The mysterious occurrences prompt Ethan to investigate what really happened that night, a quest that reunites him with former friends and neighbors and leads him into the woods that surround Hemlock Circle. Woods where Billy claimed monsters roamed and where a mysterious institute does clandestine research on a crumbling estate.

The closer Ethan gets to the truth, the more he realizes that no place—be it quiet forest or suburban street—is completely safe. And that the past has a way of haunting the present.

Narrated by Prince Hans from Frozen.

I hesitate to call this an actual horror book, since while there were horror elements, the integration of them felt more like a Scooby-Doo mystery insert instead of true horror. The book was more of a mystery-thriller.

That said, it was sad.

And it was mostly not about ghosts at all. It was about mourning and trusting and coming to terms with the self.
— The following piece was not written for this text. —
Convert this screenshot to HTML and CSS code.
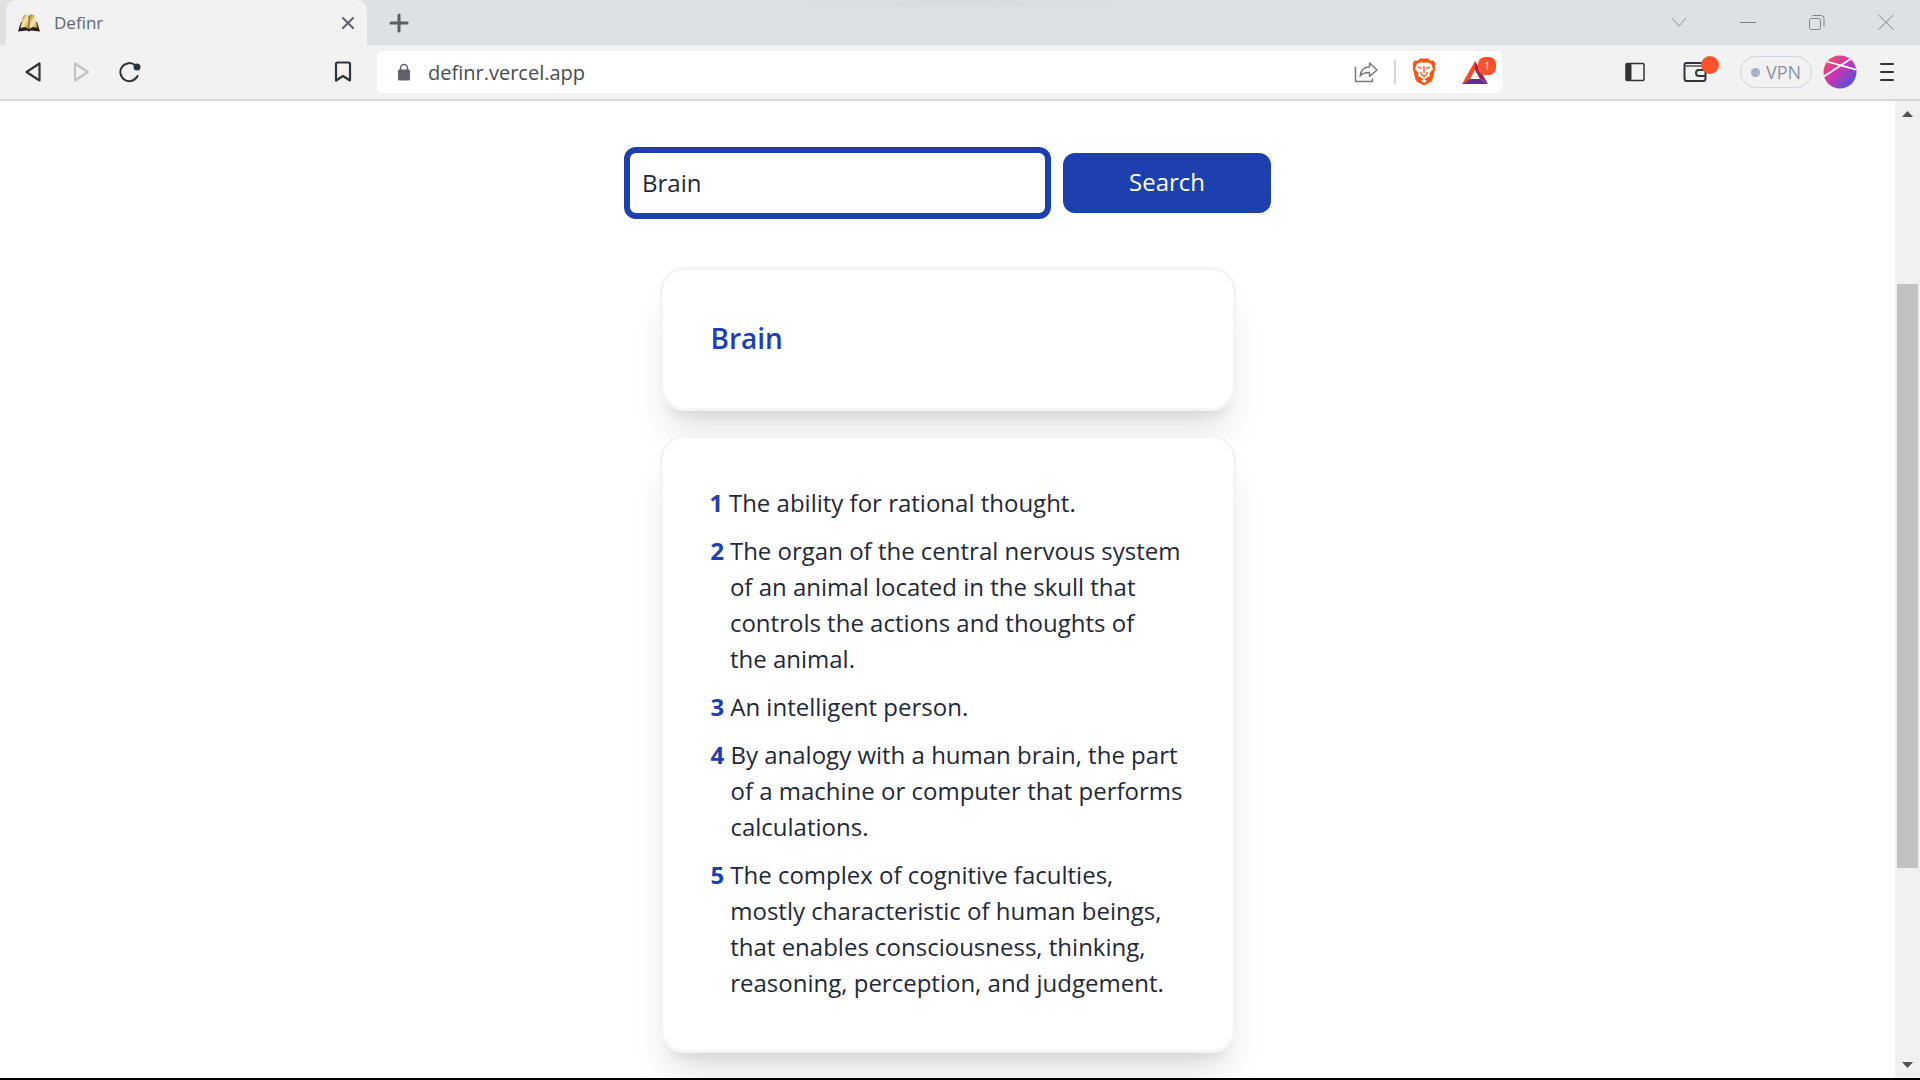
FILE: index.html
```html
<!DOCTYPE html>
<html lang="en">
<head>
<meta charset="utf-8">
<title>Definr</title>
<link rel="stylesheet" href="styles.css">
</head>
<body>
<div class="browser">
  <header class="chrome">
    <div class="tabstrip">
      <div class="tab">
        <svg class="favicon" width="22" height="20" viewBox="0 0 22 20"><defs><linearGradient id="leaf" x1="0" y1="0" x2="1" y2="1"><stop offset="0" stop-color="#8f6a1d"/><stop offset=".5" stop-color="#fbe9ad"/><stop offset="1" stop-color="#b08530"/></linearGradient></defs><path d="M3 9L0 18.500l9-1 2 1 2-1 9 1L19 9z" fill="#252019"/><path d="M5 3c3-2 5-2 6 0v13c-3-2-5-2-8.500-1z" fill="url(#leaf)"/><path d="M17 3c-3-2-5-2-6 0v13c3-2 5-2 8.500-1z" fill="url(#leaf)"/><path d="M11 3v13" stroke="#80601f"/></svg>
        <span class="tab-title">Definr</span>
        <button class="icon-btn" aria-label="Close tab"><svg width="14" height="14" viewBox="0 0 14 14"><path d="M2 2l10 10M12 2L2 12" stroke="#5f6368" stroke-width="2" stroke-linecap="round"/></svg></button>
      </div>
      <button class="icon-btn new-tab" aria-label="New tab"><svg width="20" height="20" viewBox="0 0 20 20"><path d="M10 2v16M2 10h16" stroke="#5b5f63" stroke-width="3" stroke-linecap="round"/></svg></button>
      <div class="window-buttons">
        <button class="icon-btn" aria-label="Search tabs"><svg width="16" height="16" viewBox="0 0 16 16"><path d="M1 4l7 8 7-8" fill="none" stroke="#909498" stroke-width="1"/></svg></button>
        <button class="icon-btn" aria-label="Minimize"><svg width="16" height="16" viewBox="0 0 16 16"><path d="M0 8.500h16" stroke="#808488"/></svg></button>
        <button class="icon-btn" aria-label="Restore"><svg width="16" height="16" viewBox="0 0 16 16" fill="none" stroke="#808488"><rect x=".5" y="4.500" width="11" height="11" rx="2"/><path d="M3.500 1.500h8.500q3 0 3 3v8"/></svg></button>
        <button class="icon-btn" aria-label="Close window"><svg width="16" height="16" viewBox="0 0 16 16"><path d="M.5 1l15 14.500M15.500 1L.5 15.500" stroke="#808488"/></svg></button>
      </div>
    </div>
    <div class="toolbar">
      <nav class="nav-buttons">
        <button class="icon-btn" aria-label="Back"><svg width="22" height="22" viewBox="0 0 22 22"><path d="M16.500 2.500v17L3.500 11z" fill="none" stroke="#303437" stroke-width="2.200" stroke-linejoin="round"/></svg></button>
        <button class="icon-btn" aria-label="Forward" disabled><svg width="22" height="22" viewBox="0 0 22 22"><path d="M4 2.500v17L17 11z" fill="none" stroke="#c0c1c2" stroke-width="2.200" stroke-linejoin="round"/></svg></button>
        <button class="icon-btn" aria-label="Reload"><svg width="22" height="22" viewBox="0 0 22 22"><path d="M18.500 15a9 9 0 1 1-2-10.500" fill="none" stroke="#303437" stroke-width="2" stroke-linecap="round"/><circle cx="18" cy="6" r="3.500" fill="#303437"/></svg></button>
      </nav>
      <button class="icon-btn bookmark" aria-label="Bookmark"><svg width="18" height="22" viewBox="0 0 18 22"><path d="M2 3q0-1.500 1.500-1.500h11q1.500 0 1.500 1.500v16.500l-7-4.500-7 4.500z" fill="none" stroke="#303437" stroke-width="2.200" stroke-linejoin="round"/></svg></button>
      <div class="address">
        <svg class="lock" width="14" height="18" viewBox="0 0 14 18"><path d="M3.500 8V5a3.500 3.500 0 0 1 7 0v3" fill="none" stroke="#5f6368" stroke-width="1.500"/><rect x="1" y="6.500" width="12" height="11" rx="1.500" fill="#5f6368"/></svg>
        <input class="url" type="text" value="definr.vercel.app" aria-label="Address">
        <div class="address-tools">
          <button class="icon-btn" aria-label="Share"><svg width="24" height="22" viewBox="0 0 24 22" fill="none" stroke="#77797b" stroke-width="1.500"><path d="M1.500 6v14.500h17v-3"/><path d="M6 15C7 8.500 10 6 15.500 6V2L23 9l-7.500 6.500V11.500C11 11.500 8 12.500 6 15z" stroke-linejoin="round"/></svg></button>
          <span class="divider"></span>
          <button class="icon-btn" aria-label="Brave Shields"><svg width="24" height="28" viewBox="0 0 24 28"><path d="M8 .5h8l2.500 2.300 3-.3 2 3.500-.7 2 .5 2-2.700 11q-.5 2-2 3L12 27.500 5.400 24q-1.500-1-2-3L.7 10l.5-2-.7-2 2-3.500 3 .3z" fill="#fb5413"/><path d="M12 5l3-.8 4 1.300 2 5.500-3.500 4 .5 3-3 1.500L13 21l-1 .7-1-.7-2-1.500L6 18l.5-3L3 11l2-5.500 4-1.300z" fill="#fff"/><path d="M12 8v7M6 9l4 1.500M18 9l-4 1.500M8.500 14l1.500 3 2 .8 2-.8 1.500-3M12 17.500V20" fill="none" stroke="#fb5413" stroke-width="1.300"/><path d="M9 23l3-1.800 3 1.800-3 2z" fill="#fff"/></svg></button>
          <button class="icon-btn rewards" aria-label="Brave Rewards"><svg width="28" height="25" viewBox="0 0 28 25"><path d="M14 1L1 24l8-5 5-9z" fill="#ff4724"/><path d="M14 1l13 23-8-5-5-9z" fill="#9e1f63"/><path d="M1 24h26l-8-5H9z" fill="#662d91"/></svg><span class="badge">1</span></button>
        </div>
      </div>
      <div class="right-tools">
        <button class="icon-btn" aria-label="Sidebar"><svg width="20" height="20" viewBox="0 0 20 20"><rect x="1" y="1.500" width="18" height="17" rx="1" fill="none" stroke="#303437" stroke-width="1.500"/><path d="M1 1.500h5.500v17H1z" fill="#303437"/></svg></button>
        <button class="icon-btn wallet" aria-label="Wallet"><svg width="24" height="22" viewBox="0 0 24 22" fill="none" stroke="#303437" stroke-width="2"><path d="M1.500 4v13.500q0 2.500 2.500 2.500h16q2.500 0 2.500-2.500V4q0-2-2-2H3.500q-2 0-2 2z"/><path d="M2 5h20" stroke="#77797b"/><path d="M22 9h-6a3 3 0 0 0 0 6h6"/></svg><span class="dot"></span></button>
        <button class="vpn"><span class="vpn-dot"></span>VPN</button>
        <button class="icon-btn" aria-label="Profile"><svg width="34" height="34" viewBox="0 0 34 34"><defs><linearGradient id="orb" x1=".1" y1=".1" x2=".9" y2=".9"><stop offset="0" stop-color="#f0506a"/><stop offset=".45" stop-color="#c936b0"/><stop offset="1" stop-color="#4856df"/></linearGradient><clipPath id="disc"><circle cx="17" cy="17" r="16.500"/></clipPath></defs><g clip-path="url(#disc)"><path d="M0 0h34v34H0z" fill="url(#orb)"/><path d="M2 6l32 9M0 22L29 3" stroke="#fff" stroke-width="1.800"/></g></svg></button>
        <button class="icon-btn" aria-label="Menu"><svg width="16" height="20" viewBox="0 0 16 20"><path d="M2 2h12M2 10h12M2 18h12" stroke="#303437" stroke-width="2" stroke-linecap="round"/></svg></button>
      </div>
    </div>
  </header>
  <div class="viewport">
    <main class="page">
      <form class="search">
        <input class="search-input" type="text" value="Brain" aria-label="Word">
        <button class="search-btn" type="button">Search</button>
      </form>
      <section class="card">
        <h1 class="word">Brain</h1>
      </section>
      <section class="card">
        <ol class="meanings">
          <li class="meaning"><span class="num">1</span><p class="text">The ability for rational thought.</p></li>
          <li class="meaning"><span class="num">2</span><p class="text">The organ of the central nervous system<br>of an animal located in the skull that<br>controls the actions and thoughts of<br>the animal.</p></li>
          <li class="meaning"><span class="num">3</span><p class="text">An intelligent person.</p></li>
          <li class="meaning"><span class="num">4</span><p class="text">By analogy with a human brain, the part<br>of a machine or computer that performs<br>calculations.</p></li>
          <li class="meaning"><span class="num">5</span><p class="text">The complex of cognitive faculties,<br>mostly characteristic of human beings,<br>that enables consciousness, thinking,<br>reasoning, perception, and judgement.</p></li>
        </ol>
      </section>
    </main>
    <div class="scrollbar">
      <svg width="11" height="6" viewBox="0 0 11 6"><path d="M0 6h11L5.500 0z" fill="#505050"/></svg>
      <div class="track"><div class="thumb"></div></div>
      <svg width="11" height="6" viewBox="0 0 11 6"><path d="M0 0h11L5.500 6z" fill="#505050"/></svg>
    </div>
  </div>
</div>
</body>
</html>
```
FILE: styles.css
```css
* { box-sizing: border-box; }

body {
  margin: 0;
  background: #fff;
  font-family: "Open Sans", "Noto Sans", sans-serif;
}

button, input { font: inherit; }

svg { display: block; flex: none; }

.browser {
  display: flex;
  flex-direction: column;
  height: 100vh;
  border-bottom: 2px solid #000;
}

.icon-btn {
  display: flex;
  position: relative;
  padding: 0;
  border: 0;
  background: none;
}

.tabstrip {
  display: flex;
  align-items: center;
  height: 45px;
  padding-left: 6px;
  background: radial-gradient(ellipse 190px 10px at 50% 0, #d6dadd, #dde1e4);
}

.tab {
  display: flex;
  align-items: center;
  align-self: stretch;
  width: 361px;
  padding: 0 12px;
  border-radius: 10px 10px 0 0;
  background: #f2f2f2;
}

.tab-title {
  flex: 1;
  margin-left: 14px;
  font-size: 17px;
  line-height: 24px;
  color: #63676b;
}

.new-tab { margin-left: 22px; }

.window-buttons {
  display: flex;
  gap: 53px;
  margin-left: auto;
  padding: 0 26px 2px 0;
}

.toolbar {
  display: flex;
  align-items: center;
  height: 56px;
  border-bottom: 2px solid #d2d6d9;
  background: #f2f2f2;
}

.nav-buttons {
  display: flex;
  gap: 26px;
  width: 334px;
  padding-left: 23px;
}

.bookmark { margin-right: 25px; }

.address {
  display: flex;
  flex: 1;
  align-items: center;
  height: 42px;
  padding: 0 6px 0 20px;
  border-radius: 6px;
  background: #fff;
}

.url {
  flex: 1;
  min-width: 0;
  margin-left: 17px;
  padding: 0;
  border: 0;
  outline: 0;
  background: none;
  font-size: 20px;
  color: #484c50;
}

.address-tools {
  display: flex;
  align-items: center;
}

.divider {
  width: 2px;
  height: 24px;
  margin: 0 16px;
  background: #d5d6d8;
}

.rewards { margin: 0 7px 0 25px; }

.badge {
  position: absolute;
  top: -3px;
  right: -7px;
  width: 18px;
  height: 18px;
  border-radius: 7px;
  background: #fb542b;
  font-size: 10px;
  line-height: 18px;
  text-align: center;
  color: #fff;
}

.right-tools {
  display: flex;
  align-items: center;
  width: 418px;
  padding: 0 25px 0 123px;
}

.wallet { margin-left: 38px; }

.dot {
  position: absolute;
  top: -5px;
  right: -12px;
  width: 18px;
  height: 18px;
  border-radius: 9px;
  background: #fb542b;
}

.vpn {
  display: flex;
  align-items: center;
  justify-content: center;
  gap: 6px;
  width: 72px;
  height: 32px;
  margin: 0 11px 0 33px;
  padding: 0;
  border: 1px solid #cdd2d6;
  border-radius: 16px;
  background: none;
  font-size: 18px;
  color: #8996a2;
}

.vpn-dot {
  width: 9px;
  height: 9px;
  border-radius: 50%;
  background: #aab0c4;
}

.right-tools > :last-child { margin-left: auto; }

.viewport {
  display: flex;
  flex: 1;
  min-height: 0;
}

.page {
  display: flex;
  flex: 1;
  flex-direction: column;
  align-items: center;
  overflow: hidden;
  padding-top: 46px;
  font-size: 24px;
  line-height: 36px;
  color: #1f2937;
}

.search {
  display: flex;
  align-items: center;
  gap: 12px;
  margin-bottom: 48px;
}

.search-input {
  width: 427px;
  height: 72px;
  padding: 0 12px 2px;
  border: 6px solid #1e40af;
  border-radius: 12px;
  outline: 0;
  background: #fff;
  color: #1f2937;
}

.search-btn {
  width: 208px;
  height: 60px;
  padding: 0 0 2px;
  border: 0;
  border-radius: 12px;
  background: #1e40af;
  font-weight: 500;
  color: #fff;
}

.card {
  flex: none;
  width: 576px;
  margin-bottom: 24px;
  padding: 47px 48px 49px;
  border: 3px solid #f3f4f6;
  border-radius: 24px;
  background: #fff;
  box-shadow: 0 30px 38px -8px rgba(0, 0, 0, .1), 0 12px 15px -9px rgba(0, 0, 0, .1);
}

.word {
  margin: 0;
  font-size: 28px;
  line-height: 42px;
  font-weight: 600;
  color: #1e40af;
}

.meanings {
  display: flex;
  flex-direction: column;
  gap: 12px;
  margin: 0;
  padding: 0;
  list-style: none;
}

.meaning {
  display: flex;
  gap: 6px;
}

.num {
  font-weight: 700;
  font-variant-numeric: proportional-nums;
  color: #1e40af;
}

.text {
  margin: 0;
  white-space: nowrap;
}

.scrollbar {
  display: flex;
  flex: none;
  flex-direction: column;
  align-items: center;
  width: 25px;
  padding: 10px 0;
  background: #f0f0f0;
}

.track {
  flex: 1;
  width: 21px;
  padding-top: 167px;
}

.thumb {
  height: 75%;
  background: #c1c1c1;
}
```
Part of it that caught me was where characters were dealing with their sexuality— Johnny Chen, who died of an accidental overdose; and Ragesh Patel, who got kissed, reacted poorly, and then went, maybe I liked it?, and then reveals that he married a dude. It was brief, though.

And… I didn’t like that the narrator put on an accent for Misty Chen, a Chinese woman. I know the book says she has an accent but bro… it kinda… rubbed me the wrong way.

It was interesting to listen to the rotating perspectives, sort of like puzzle pieces for the reader, revealing piece by piece all the little weird things from the tragic suburban cul-de-sac.

TBH I picked this up based on the cover. I thought it would be a haunted house novel (I literally just listened to the September House right before this and I wanted another horror) and I ended up with something more in the thriller category. Since I mostly enjoy fantasy/romance, it’s a step out of my comfort zone, but I did make it all the way through.

While I won’t recommend this for people who need a really engaging story with a lot of complex characters and a solid hook, I would recommend this for people who like a sort of horror-lite vibe in their mystery. It’s got a feel-good ending that I unfortunately figured out about a third of the way through the book, but I’m sure there are people that would enjoy it more.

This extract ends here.